Que alguien pueda defender nuestro mercado de trabajo o nuestra Universidad nos resulta casi inconcebible (excepto, claro, si lo único que se busca es defender unas posiciones de privilegio). Pero más allá de estas consideraciones, el que las respuestas a las reformas se centren en formalismos decimonónicos revela un problema más serio y preocupante.
Nuestro sistema educativo, desde la primaria a la universidad, ha estado basado históricamente en la repetición memorística, en el conformismo intelectual y en el sonreír al profesor de turno.
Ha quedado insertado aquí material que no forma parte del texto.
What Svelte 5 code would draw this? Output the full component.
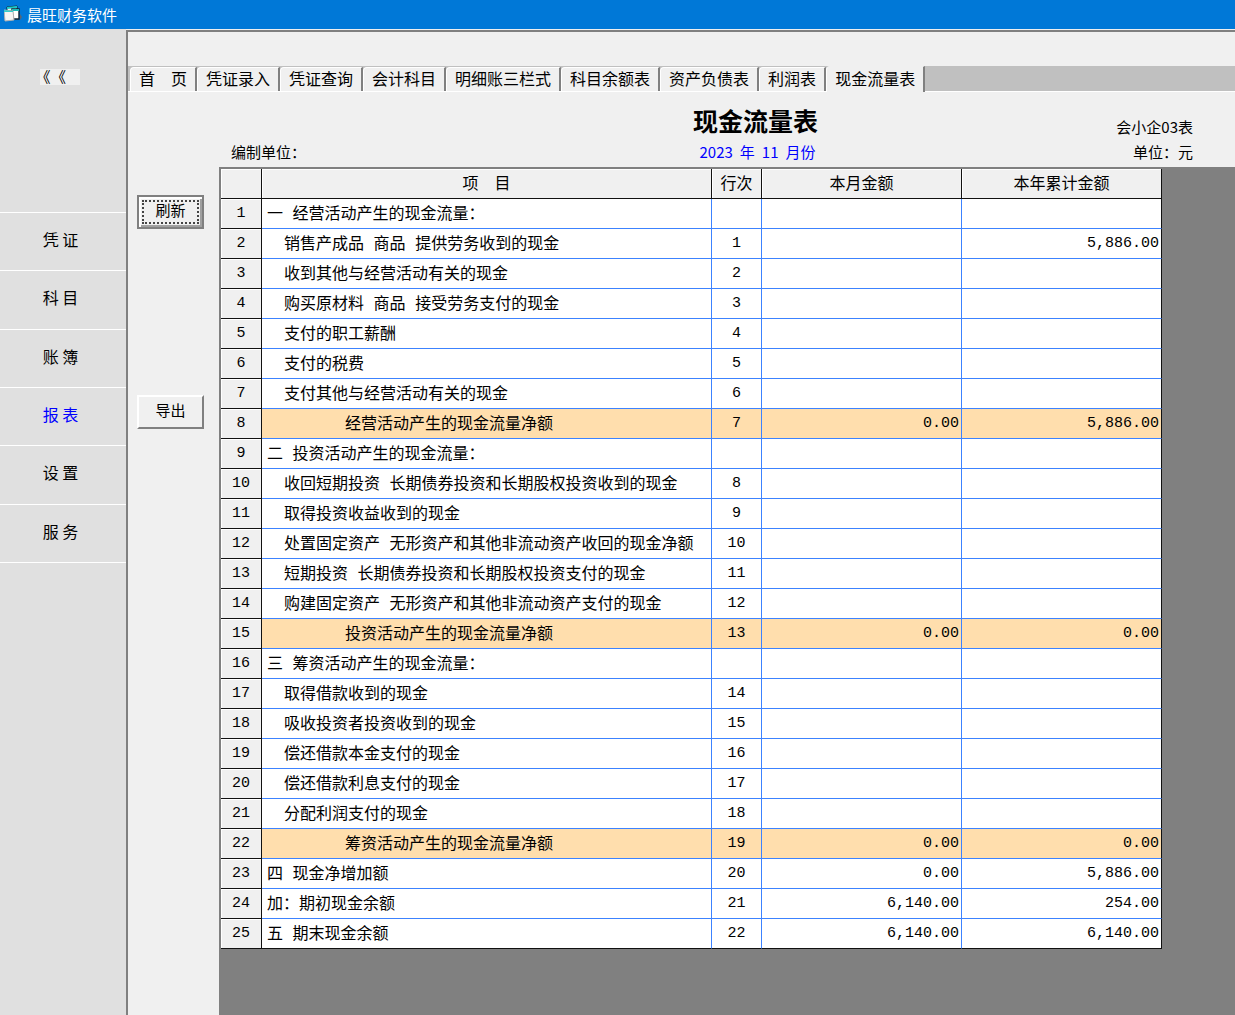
<!-- App.svelte -->
<script>
    let activeTab = $state('现金流量表');
    let activeMenu = $state('报 表');

    const menu = ['凭 证', '科 目', '账 簿', '报 表', '设 置', '服 务'];
    const tabs = [
        '首\u3000页',
        '凭证录入',
        '凭证查询',
        '会计科目',
        '明细账三栏式',
        '科目余额表',
        '资产负债表',
        '利润表',
        '现金流量表'
    ];

    // level: 0 = section, 1 = item, 2 = subtotal
    const rows = [
        { level: 0, name: '一 经营活动产生的现金流量：' },
        { level: 1, name: '销售产成品 商品 提供劳务收到的现金', line: 1, year: '5,886.00' },
        { level: 1, name: '收到其他与经营活动有关的现金', line: 2 },
        { level: 1, name: '购买原材料 商品 接受劳务支付的现金', line: 3 },
        { level: 1, name: '支付的职工薪酬', line: 4 },
        { level: 1, name: '支付的税费', line: 5 },
        { level: 1, name: '支付其他与经营活动有关的现金', line: 6 },
        { level: 2, name: '经营活动产生的现金流量净额', line: 7, month: '0.00', year: '5,886.00' },
        { level: 0, name: '二 投资活动产生的现金流量：' },
        { level: 1, name: '收回短期投资 长期债券投资和长期股权投资收到的现金', line: 8 },
        { level: 1, name: '取得投资收益收到的现金', line: 9 },
        { level: 1, name: '处置固定资产 无形资产和其他非流动资产收回的现金净额', line: 10 },
        { level: 1, name: '短期投资 长期债券投资和长期股权投资支付的现金', line: 11 },
        { level: 1, name: '购建固定资产 无形资产和其他非流动资产支付的现金', line: 12 },
        { level: 2, name: '投资活动产生的现金流量净额', line: 13, month: '0.00', year: '0.00' },
        { level: 0, name: '三 筹资活动产生的现金流量：' },
        { level: 1, name: '取得借款收到的现金', line: 14 },
        { level: 1, name: '吸收投资者投资收到的现金', line: 15 },
        { level: 1, name: '偿还借款本金支付的现金', line: 16 },
        { level: 1, name: '偿还借款利息支付的现金', line: 17 },
        { level: 1, name: '分配利润支付的现金', line: 18 },
        { level: 2, name: '筹资活动产生的现金流量净额', line: 19, month: '0.00', year: '0.00' },
        { level: 0, name: '四 现金净增加额', line: 20, month: '0.00', year: '5,886.00' },
        { level: 0, name: '加：期初现金余额', line: 21, month: '6,140.00', year: '254.00' },
        { level: 0, name: '五 期末现金余额', line: 22, month: '6,140.00', year: '6,140.00' }
    ];
</script>

<div class="window">
    <header class="titlebar">
        <svg width="19" height="18" viewBox="0 0 19 18" aria-hidden="true">
            <path d="M3 2l10-1v5H3z" fill="#e8f4f4" stroke="#123" />
            <path d="M3 2l10-1v2L3 4z" fill="#19c8c8" />
            <path d="M8 4l7 0v10H9z" fill="#fff" stroke="#102030" stroke-width="1.4" />
            <path d="M8 4h7v2H8z" fill="#19b8b8" />
            <path d="M0 5l9 1 1 9-9 1z" fill="#f4f4f4" stroke="#b0b0b0" />
            <path d="M0 5l9 1v1L0 7z" fill="#3cc" />
            <path d="M16 9l2 3-2 3z" fill="#567" />
        </svg>
        <span>晨旺财务软件</span>
    </header>

    <div class="body">
        <nav class="sidebar">
            <button class="collapse" aria-label="收起"><span>《</span><span>《</span></button>
            <div class="menu">
                {#each menu as item}
                    <button class:active={item === activeMenu} onclick={() => (activeMenu = item)}>{item}</button>
                {/each}
            </div>
        </nav>

        <main class="main">
            <div class="tabs" role="tablist">
                {#each tabs as tab}
                    <button
                        role="tab"
                        aria-selected={tab === activeTab}
                        class:active={tab === activeTab}
                        onclick={() => (activeTab = tab)}>{tab}</button>
                {/each}
            </div>

            <div class="page">
                <div class="actions">
                    <button class="default"><span>刷新</span></button>
                    <button><span>导出</span></button>
                </div>

                <section class="report">
                    <div class="heading">
                        <div class="left">编制单位：</div>
                        <div class="center">
                            <h1>现金流量表</h1>
                            <p class="period"><span>2023</span><span>年</span><span>11</span><span>月份</span></p>
                        </div>
                        <div class="right">
                            <div>会小企03表</div>
                            <div>单位：元</div>
                        </div>
                    </div>

                    <div class="grid">
                        <table>
                            <colgroup>
                                <col class="c-index" />
                                <col class="c-name" />
                                <col class="c-line" />
                                <col class="c-money" />
                                <col class="c-money" />
                            </colgroup>
                            <thead>
                                <tr>
                                    <th></th>
                                    <th>项{'\u3000'}目</th>
                                    <th>行次</th>
                                    <th>本月金额</th>
                                    <th>本年累计金额</th>
                                </tr>
                            </thead>
                            <tbody>
                                {#each rows as row, i}
                                    <tr class:subtotal={row.level === 2}>
                                        <th scope="row">{i + 1}</th>
                                        <td class="name level-{row.level}">{row.name}</td>
                                        <td class="line">{row.line ?? ''}</td>
                                        <td class="money">{row.month ?? ''}</td>
                                        <td class="money">{row.year ?? ''}</td>
                                    </tr>
                                {/each}
                            </tbody>
                        </table>
                    </div>
                </section>
            </div>
        </main>
    </div>
</div>

<style>
    :global(body) {
        margin: 0;
    }
    .window {
        min-height: 100vh;
        display: flex;
        flex-direction: column;
        background: #f0f0f0;
        color: #000;
        font-family: 'Liberation Mono', 'Noto Sans CJK SC', monospace;
        font-size: 16px;
    }
    button {
        border: 0;
        margin: 0;
        padding: 0;
        background: none;
        color: inherit;
        font: inherit;
    }

    .titlebar {
        display: flex;
        align-items: center;
        gap: 4px;
        height: 29px;
        padding-left: 4px;
        background: #0078d7;
        color: #fff;
        font-family: 'Noto Sans CJK SC', sans-serif;
        font-size: 15px;
        line-height: 20px;
    }
    .titlebar svg {
        margin-bottom: 2px;
    }
    .body {
        flex: 1;
        display: flex;
    }

    /* Left menu */
    .sidebar {
        width: 126px;
        flex: none;
        background: #e0e0e0;
    }
    .collapse {
        display: flex;
        align-items: center;
        gap: 8px;
        width: 40px;
        height: 16px;
        margin: 40px 0 127px 40px;
        padding-left: 3px;
        background: #f0f0f0;
        font-size: 15px;
        line-height: 20px;
    }
    .collapse span {
        font-family: 'Noto Sans CJK SC', sans-serif;
        font-feature-settings: 'halt';
    }
    .menu {
        display: grid;
        grid-template-rows: repeat(6, 1fr);
        height: 351px;
        border-top: 1px solid #fff;
        box-sizing: border-box;
    }
    .menu button {
        padding: 0 5px 5px 0;
        border-bottom: 1px solid #fff;
        font-family: 'Noto Sans CJK SC', sans-serif;
    }
    .menu .active {
        color: #00f;
    }

    .main {
        flex: 1;
        min-width: 0;
        display: flex;
        flex-direction: column;
        border: 2px solid #808080;
        border-width: 2px 0 0 2px;
        margin-top: 1px;
    }

    .tabs {
        display: flex;
        align-items: flex-end;
        height: 25px;
        margin-top: 34px;
        padding-left: 2px;
        background: #c0c0c0;
        border-bottom: 1px solid #fff;
    }
    .tabs button {
        height: 24px;
        padding: 3px 8px 0;
        border-left: 1px solid #fff;
        border-top: 1px solid #fff;
        border-right: 2px solid #808080;
        border-radius: 4px 0 0 0;
        background: #f0f0f0;
        line-height: 20px;
        white-space: nowrap;
    }
    .tabs .active {
        height: 26px;
        margin-bottom: -1px;
        border-top-color: #f0f0f0;
    }

    .page {
        flex: 1;
        display: flex;
    }
    .actions {
        width: 91px;
        flex: none;
        padding: 103px 0 0 9px;
        box-sizing: border-box;
    }
    .actions button {
        display: block;
        width: 67px;
        height: 34px;
        margin-bottom: 166px;
        padding: 2px;
        border: 2px solid;
        border-color: #fff #808080 #808080 #fff;
        font-size: 15px;
    }
    .actions span {
        display: block;
        padding-top: 2px;
        line-height: 24px;
    }
    .actions .default {
        border-color: #808080;
        box-shadow: inset 2px 2px #fff, inset -2px -2px #a0a0a0;
    }
    .actions .default span {
        border: 2px dotted #444;
        margin: 1px;
        line-height: 18px;
    }

    .report {
        flex: 1;
        min-width: 0;
        display: flex;
        flex-direction: column;
    }
    .heading {
        display: grid;
        grid-template-columns: 462px auto 1fr;
        align-items: end;
        height: 75px;
        padding: 0 42px 0 12px;
        font-size: 15px;
        line-height: 25px;
    }
    .heading > div {
        padding-bottom: 3px;
    }
    .heading .left {
        padding-bottom: 0;
    }
    .center {
        text-align: center;
    }
    h1 {
        margin: 0;
        font-size: 25px;
        line-height: 28px;
    }
    .period {
        display: flex;
        justify-content: center;
        gap: 7px;
        margin: 0;
        padding-left: 4px;
        color: #00f;
        font-family: 'Noto Sans CJK SC', sans-serif;
    }
    .right {
        text-align: right;
        font-family: 'Noto Sans CJK SC', sans-serif;
    }

    /* Grid control */
    .grid {
        flex: 1;
        border: 2px solid #808080;
        border-width: 2px 0 0 2px;
        background: #808080;
    }
    table {
        width: 941px;
        table-layout: fixed;
        border-collapse: separate;
        border-spacing: 0;
    }
    .c-index { width: 41px; }
    .c-name { width: 450px; }
    .c-line { width: 50px; }
    .c-money { width: 200px; }
    th,
    td {
        height: 30px;
        padding: 0;
        box-sizing: border-box;
        line-height: 29px;
        white-space: nowrap;
    }
    th {
        background: #f0f0f0;
        border-right: 1px solid #111;
        border-bottom: 1px solid #111;
        box-shadow: inset 1px 1px #fff;
        font-weight: normal;
    }
    tbody th {
        font-size: 15px;
    }
    td {
        background: #fff;
        border-right: 1px solid #3c82ff;
        border-bottom: 1px solid #3c82ff;
    }
    td:last-child {
        border-right-color: #111;
    }
    tr:last-child td {
        border-bottom-color: #111;
    }
    .subtotal td {
        background: #ffdead;
    }
    thead th,
    .name {
        padding-top: 3px;
        line-height: 24px;
    }
    .level-0 { padding-left: 5px; }
    .level-1 { padding-left: 22px; }
    .level-2 { padding-left: 83px; }
    .line {
        text-align: center;
        font-size: 15px;
    }
    .money {
        padding-right: 2px;
        text-align: right;
        font-size: 15px;
    }
</style>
Nuestros gobernantes son mayormente opositores, es decir, expertos casi perfectos de este sistema.
Nuestra hipótesis es que nuestro sistema educativo selecciona no a aquellas personas más innovadoras y creativas, sino a aquellas otras inherentemente más conformistas con el sistema, más conservadoras en el sentido de no querer cambiar nada, más reacias a intentar nada nuevo. ¿Es la persona que, con 22 años, decide pasar una parte considerable de su juventud encerrada en su cuarto preparando unos temas para cantarlos mejor que nadie delante de un tribunal alguien dispuesto a cambiar España? ¿O será alguien que, en vez de analizar la evidencia empírica y las experiencias de otros países con sus reformas estructurales, simplemente diga que son inconstitucionales?
Jesús Fernández-Villaverde es catedrático de Economía de la Universidad de Pensilvania y miembro de FEDEA. Luis Garicano es catedrático de Economía y Estrategia en la London School of Economics y miembro de FEDEA.